Hi again. It’s been a year since I left Norway, and I
haven’t bothered to blog until now. I spent the year in Toronto, getting my
masters in English literature at the University of Toronto. Toronto turned out
to be vastly better than I expected, and the only thing you really need to know
is that George Eliot saved my sanity and then taught me how to be a better
person. Check your pier-glass for egoism, everyone.
I’m heading down to Charlotte, North Carolina to join Teach
for America and inspire our country’s youth with a sense of their history. I’ll
be teaching high school social studies in a low-income school for two years.
According to my TFA alumni friends, this is the hardest thing I will ever do in
my life. It probably will be. But right now, the truth is, I am most terrified of the
climate. North Carolina will be my chance to learn to love
the heat. Because it is HOT. But it is also incredibly beautiful and
mountainous, and I will be living with purpose, and so I’ve decided,
decisively, that sundresses, sandals, and enormous wide-brimmed straw hats are
going to make the next two years awesome.
I don’t yet know which school I’ll be at, since we
speed-date the principals while down in Charlotte this week. But when I do find
out, you won’t. A touch of confidentiality to protect my future students.

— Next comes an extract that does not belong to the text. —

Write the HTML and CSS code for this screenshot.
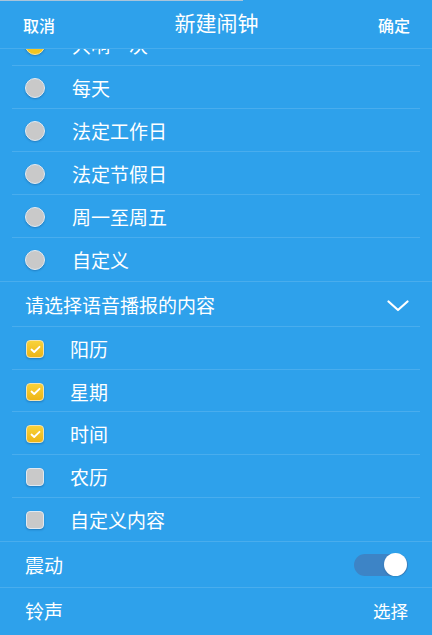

I consider TFA a highly unethical organization. It takes
brand-new teachers without the experience that makes them great, and has them
practice on the very children who can least afford to be guinea pigs. It offers
an unbothered, achievement-gap-bridging, social justicey, warm fuzzy feeling to
the post-college, at the expense of the statistically-unlikely-to-go-to-college
(though God knows we’re all coming in with grandiose dreams of all our students
graduating with full scholarships). Then, once the TFA corps members have spent
their two years in the trenches, they sail off into the grad schools of their
dreams with stories of successfully having gotten over their mental breakdowns.
The photo my sister sent me upon hearing I'd joined the Charlotte corps |
So why do it? Only one reason: because I want to teach. I
came back from my Fulbright in Norway hard-bit by the teaching bug. Granted, my
Katten students were impossibly thoughtful, eager, and intelligent, and no
class is ever going to be like that again, but the teaching was addictive, and
now I’m hooked.
I want to teach, and I want to teach well. TFA’s program is
a helluva lot better at using a constantly evolving, results-based pedagogy
than any other program I looked at. Say what you will about TFA’s faults, it
teaches you to teach. To be perfectly fair, the fuzzy feeling doesn’t seem so
bad, either: I feel with terrible urgency my responsibility towards a world
that wasn’t raised with the kinds of parents I have (my dad argues that I’m not
that privileged, but I don’t think that word means what he thinks it does), and
this seems a feasible place to use my abilities before (or in case ever) my
idealism and passion burn out. It just comes with an incredible responsibility
to see that my students don’t suffer by having me as their teacher—to make up
in energy, intellect, and highly organized creativity what other teachers offer
through experience.
The photo my mother sent me upon hearing I'd joined the Charlotte corps |
My philosophy of teaching is too complicated to detail in a
blog post. Besides, it’s going to evolve over the course of my
teaching, so you might as well watch it unfold over time.
I won’t have time to blog extensively, but teaching does
require a healthy amount of self-reflection. Blog justified.
Tomorrow I fly to Charlotte for our week-long introduction
to the city and each other, horribly named “Induction.” Then to Tulsa,
Oklahoma, for five weeks of Institute, our intensive summer training. I’ve
heard the rumors. Three hours of sleep a night if you’re lucky, and that’s
assuming no tornadoes. Teacher boot camp at its most soul-cramping. So this may
be my last post for a while. Until the next. See you in Charlotte!
The photo TFA Charlotte sent me upon hearing I'd joined the Charlotte corps |
*A note on the blog’s title. In Norsk, “å” means “to”. Lære
means both “learn” and “teach”. I like the ambiguity. I know dragging Norwegian into North Carolina is strange, but
let’s face it: Norway got me here. Now to work on my Southern accent…
I'm so glad you're blogging again! Can't wait to read about your new adventures.